**GIVEN INSTRUCTION:** Give the listing again exactly, omitting its images.

★ ★ ★

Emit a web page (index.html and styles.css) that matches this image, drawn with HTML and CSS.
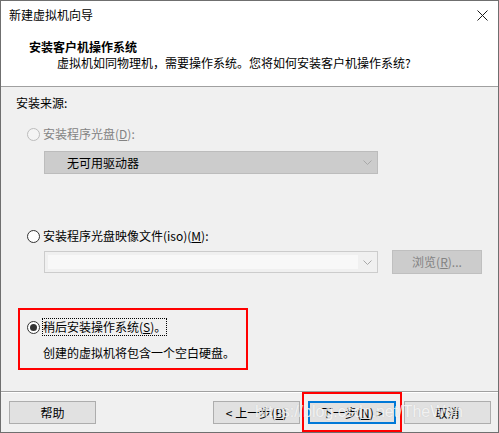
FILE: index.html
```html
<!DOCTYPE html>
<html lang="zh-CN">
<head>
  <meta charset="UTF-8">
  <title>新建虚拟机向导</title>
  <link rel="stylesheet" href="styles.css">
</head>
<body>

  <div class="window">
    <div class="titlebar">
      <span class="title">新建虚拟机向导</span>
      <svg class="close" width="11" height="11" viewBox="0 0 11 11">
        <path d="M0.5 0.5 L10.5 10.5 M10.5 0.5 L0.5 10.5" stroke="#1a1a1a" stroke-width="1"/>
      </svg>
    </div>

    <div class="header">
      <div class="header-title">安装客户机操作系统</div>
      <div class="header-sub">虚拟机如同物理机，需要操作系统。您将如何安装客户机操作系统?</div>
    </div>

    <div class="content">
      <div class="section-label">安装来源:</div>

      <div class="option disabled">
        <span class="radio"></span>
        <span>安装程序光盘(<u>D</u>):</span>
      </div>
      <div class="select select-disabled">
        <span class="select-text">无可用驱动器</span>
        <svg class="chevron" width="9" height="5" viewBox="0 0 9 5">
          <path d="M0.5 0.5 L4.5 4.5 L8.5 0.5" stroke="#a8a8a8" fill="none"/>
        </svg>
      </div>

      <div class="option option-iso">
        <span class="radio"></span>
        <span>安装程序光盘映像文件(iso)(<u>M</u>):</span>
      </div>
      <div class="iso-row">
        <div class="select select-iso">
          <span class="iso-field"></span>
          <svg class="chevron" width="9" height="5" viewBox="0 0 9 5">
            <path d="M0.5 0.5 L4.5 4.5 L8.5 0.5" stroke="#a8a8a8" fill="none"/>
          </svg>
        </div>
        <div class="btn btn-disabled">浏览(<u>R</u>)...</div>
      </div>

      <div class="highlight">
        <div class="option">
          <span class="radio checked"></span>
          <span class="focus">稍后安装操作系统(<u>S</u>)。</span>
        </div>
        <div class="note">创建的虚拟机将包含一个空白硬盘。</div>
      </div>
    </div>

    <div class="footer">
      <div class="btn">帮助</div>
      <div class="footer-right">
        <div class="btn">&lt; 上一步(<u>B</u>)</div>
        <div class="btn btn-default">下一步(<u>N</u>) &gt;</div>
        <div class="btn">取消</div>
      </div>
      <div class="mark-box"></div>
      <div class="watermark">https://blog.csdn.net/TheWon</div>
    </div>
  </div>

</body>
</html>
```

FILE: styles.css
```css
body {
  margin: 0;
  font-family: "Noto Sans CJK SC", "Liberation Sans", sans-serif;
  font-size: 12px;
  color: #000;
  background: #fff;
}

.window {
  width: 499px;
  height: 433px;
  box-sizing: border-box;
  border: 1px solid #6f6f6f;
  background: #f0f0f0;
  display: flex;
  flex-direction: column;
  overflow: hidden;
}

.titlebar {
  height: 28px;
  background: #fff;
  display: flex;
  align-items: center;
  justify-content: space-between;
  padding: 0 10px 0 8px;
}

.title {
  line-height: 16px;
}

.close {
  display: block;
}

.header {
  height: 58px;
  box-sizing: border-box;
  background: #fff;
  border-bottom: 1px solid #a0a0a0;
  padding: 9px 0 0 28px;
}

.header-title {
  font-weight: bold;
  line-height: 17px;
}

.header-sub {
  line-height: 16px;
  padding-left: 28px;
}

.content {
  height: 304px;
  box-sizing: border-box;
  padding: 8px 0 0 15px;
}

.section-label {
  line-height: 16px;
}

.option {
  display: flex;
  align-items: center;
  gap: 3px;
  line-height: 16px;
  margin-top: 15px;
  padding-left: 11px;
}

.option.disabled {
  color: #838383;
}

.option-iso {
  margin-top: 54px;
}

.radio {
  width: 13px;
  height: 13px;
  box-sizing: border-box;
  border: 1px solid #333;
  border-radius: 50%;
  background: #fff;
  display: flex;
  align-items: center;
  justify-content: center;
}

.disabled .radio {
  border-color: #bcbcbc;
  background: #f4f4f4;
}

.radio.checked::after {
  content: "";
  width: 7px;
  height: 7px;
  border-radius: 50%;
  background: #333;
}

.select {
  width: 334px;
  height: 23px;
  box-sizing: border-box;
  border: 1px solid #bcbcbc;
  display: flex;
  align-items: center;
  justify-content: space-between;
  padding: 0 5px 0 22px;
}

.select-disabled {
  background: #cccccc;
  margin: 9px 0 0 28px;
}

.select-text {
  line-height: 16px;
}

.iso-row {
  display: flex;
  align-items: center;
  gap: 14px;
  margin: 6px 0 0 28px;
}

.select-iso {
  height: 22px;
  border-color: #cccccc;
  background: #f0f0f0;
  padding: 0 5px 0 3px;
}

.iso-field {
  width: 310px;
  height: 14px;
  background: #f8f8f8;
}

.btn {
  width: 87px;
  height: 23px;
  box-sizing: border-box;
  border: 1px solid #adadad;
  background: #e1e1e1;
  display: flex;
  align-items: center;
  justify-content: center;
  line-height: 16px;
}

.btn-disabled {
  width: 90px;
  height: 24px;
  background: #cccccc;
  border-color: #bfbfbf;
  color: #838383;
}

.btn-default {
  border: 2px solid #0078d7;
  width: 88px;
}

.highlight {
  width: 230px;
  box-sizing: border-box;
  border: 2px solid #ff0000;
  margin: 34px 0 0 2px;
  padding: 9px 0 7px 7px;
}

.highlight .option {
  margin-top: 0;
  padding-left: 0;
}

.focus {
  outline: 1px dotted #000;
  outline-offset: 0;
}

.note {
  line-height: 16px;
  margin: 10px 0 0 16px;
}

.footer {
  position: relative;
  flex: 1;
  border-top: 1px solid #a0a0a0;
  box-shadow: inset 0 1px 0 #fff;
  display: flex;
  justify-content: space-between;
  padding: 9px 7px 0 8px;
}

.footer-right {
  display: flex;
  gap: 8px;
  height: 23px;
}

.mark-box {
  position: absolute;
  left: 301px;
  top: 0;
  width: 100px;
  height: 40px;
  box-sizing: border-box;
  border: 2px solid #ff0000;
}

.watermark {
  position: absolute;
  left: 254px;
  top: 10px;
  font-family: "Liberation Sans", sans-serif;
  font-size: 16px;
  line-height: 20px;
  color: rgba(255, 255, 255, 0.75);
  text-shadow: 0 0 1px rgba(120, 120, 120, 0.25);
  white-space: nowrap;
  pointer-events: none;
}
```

★ ★ ★

**EXERCISE SOLUTION:**
Emit a web page (index.html and styles.css) that matches this image, drawn with HTML and CSS.
FILE: index.html
```html
<!DOCTYPE html>
<html lang="zh-CN">
<head>
  <meta charset="UTF-8">
  <title>新建虚拟机向导</title>
  <link rel="stylesheet" href="styles.css">
</head>
<body>

  <div class="window">
    <div class="titlebar">
      <span class="title">新建虚拟机向导</span>
      <svg class="close" width="11" height="11" viewBox="0 0 11 11">
        <path d="M0.5 0.5 L10.5 10.5 M10.5 0.5 L0.5 10.5" stroke="#1a1a1a" stroke-width="1"/>
      </svg>
    </div>

    <div class="header">
      <div class="header-title">安装客户机操作系统</div>
      <div class="header-sub">虚拟机如同物理机，需要操作系统。您将如何安装客户机操作系统?</div>
    </div>

    <div class="content">
      <div class="section-label">安装来源:</div>

      <div class="option disabled">
        <span class="radio"></span>
        <span>安装程序光盘(<u>D</u>):</span>
      </div>
      <div class="select select-disabled">
        <span class="select-text">无可用驱动器</span>
        <svg class="chevron" width="9" height="5" viewBox="0 0 9 5">
          <path d="M0.5 0.5 L4.5 4.5 L8.5 0.5" stroke="#a8a8a8" fill="none"/>
        </svg>
      </div>

      <div class="option option-iso">
        <span class="radio"></span>
        <span>安装程序光盘映像文件(iso)(<u>M</u>):</span>
      </div>
      <div class="iso-row">
        <div class="select select-iso">
          <span class="iso-field"></span>
          <svg class="chevron" width="9" height="5" viewBox="0 0 9 5">
            <path d="M0.5 0.5 L4.5 4.5 L8.5 0.5" stroke="#a8a8a8" fill="none"/>
          </svg>
        </div>
        <div class="btn btn-disabled">浏览(<u>R</u>)...</div>
      </div>

      <div class="highlight">
        <div class="option">
          <span class="radio checked"></span>
          <span class="focus">稍后安装操作系统(<u>S</u>)。</span>
        </div>
        <div class="note">创建的虚拟机将包含一个空白硬盘。</div>
      </div>
    </div>

    <div class="footer">
      <div class="btn">帮助</div>
      <div class="footer-right">
        <div class="btn">&lt; 上一步(<u>B</u>)</div>
        <div class="btn btn-default">下一步(<u>N</u>) &gt;</div>
        <div class="btn">取消</div>
      </div>
      <div class="mark-box"></div>
      <div class="watermark">https://blog.csdn.net/TheWon</div>
    </div>
  </div>

</body>
</html>
```

FILE: styles.css
```css
body {
  margin: 0;
  font-family: "Noto Sans CJK SC", "Liberation Sans", sans-serif;
  font-size: 12px;
  color: #000;
  background: #fff;
}

.window {
  width: 499px;
  height: 433px;
  box-sizing: border-box;
  border: 1px solid #6f6f6f;
  background: #f0f0f0;
  display: flex;
  flex-direction: column;
  overflow: hidden;
}

.titlebar {
  height: 28px;
  background: #fff;
  display: flex;
  align-items: center;
  justify-content: space-between;
  padding: 0 10px 0 8px;
}

.title {
  line-height: 16px;
}

.close {
  display: block;
}

.header {
  height: 58px;
  box-sizing: border-box;
  background: #fff;
  border-bottom: 1px solid #a0a0a0;
  padding: 9px 0 0 28px;
}

.header-title {
  font-weight: bold;
  line-height: 17px;
}

.header-sub {
  line-height: 16px;
  padding-left: 28px;
}

.content {
  height: 304px;
  box-sizing: border-box;
  padding: 8px 0 0 15px;
}

.section-label {
  line-height: 16px;
}

.option {
  display: flex;
  align-items: center;
  gap: 3px;
  line-height: 16px;
  margin-top: 15px;
  padding-left: 11px;
}

.option.disabled {
  color: #838383;
}

.option-iso {
  margin-top: 54px;
}

.radio {
  width: 13px;
  height: 13px;
  box-sizing: border-box;
  border: 1px solid #333;
  border-radius: 50%;
  background: #fff;
  display: flex;
  align-items: center;
  justify-content: center;
}

.disabled .radio {
  border-color: #bcbcbc;
  background: #f4f4f4;
}

.radio.checked::after {
  content: "";
  width: 7px;
  height: 7px;
  border-radius: 50%;
  background: #333;
}

.select {
  width: 334px;
  height: 23px;
  box-sizing: border-box;
  border: 1px solid #bcbcbc;
  display: flex;
  align-items: center;
  justify-content: space-between;
  padding: 0 5px 0 22px;
}

.select-disabled {
  background: #cccccc;
  margin: 9px 0 0 28px;
}

.select-text {
  line-height: 16px;
}

.iso-row {
  display: flex;
  align-items: center;
  gap: 14px;
  margin: 6px 0 0 28px;
}

.select-iso {
  height: 22px;
  border-color: #cccccc;
  background: #f0f0f0;
  padding: 0 5px 0 3px;
}

.iso-field {
  width: 310px;
  height: 14px;
  background: #f8f8f8;
}

.btn {
  width: 87px;
  height: 23px;
  box-sizing: border-box;
  border: 1px solid #adadad;
  background: #e1e1e1;
  display: flex;
  align-items: center;
  justify-content: center;
  line-height: 16px;
}

.btn-disabled {
  width: 90px;
  height: 24px;
  background: #cccccc;
  border-color: #bfbfbf;
  color: #838383;
}

.btn-default {
  border: 2px solid #0078d7;
  width: 88px;
}

.highlight {
  width: 230px;
  box-sizing: border-box;
  border: 2px solid #ff0000;
  margin: 34px 0 0 2px;
  padding: 9px 0 7px 7px;
}

.highlight .option {
  margin-top: 0;
  padding-left: 0;
}

.focus {
  outline: 1px dotted #000;
  outline-offset: 0;
}

.note {
  line-height: 16px;
  margin: 10px 0 0 16px;
}

.footer {
  position: relative;
  flex: 1;
  border-top: 1px solid #a0a0a0;
  box-shadow: inset 0 1px 0 #fff;
  display: flex;
  justify-content: space-between;
  padding: 9px 7px 0 8px;
}

.footer-right {
  display: flex;
  gap: 8px;
  height: 23px;
}

.mark-box {
  position: absolute;
  left: 301px;
  top: 0;
  width: 100px;
  height: 40px;
  box-sizing: border-box;
  border: 2px solid #ff0000;
}

.watermark {
  position: absolute;
  left: 254px;
  top: 10px;
  font-family: "Liberation Sans", sans-serif;
  font-size: 16px;
  line-height: 20px;
  color: rgba(255, 255, 255, 0.75);
  text-shadow: 0 0 1px rgba(120, 120, 120, 0.25);
  white-space: nowrap;
  pointer-events: none;
}
```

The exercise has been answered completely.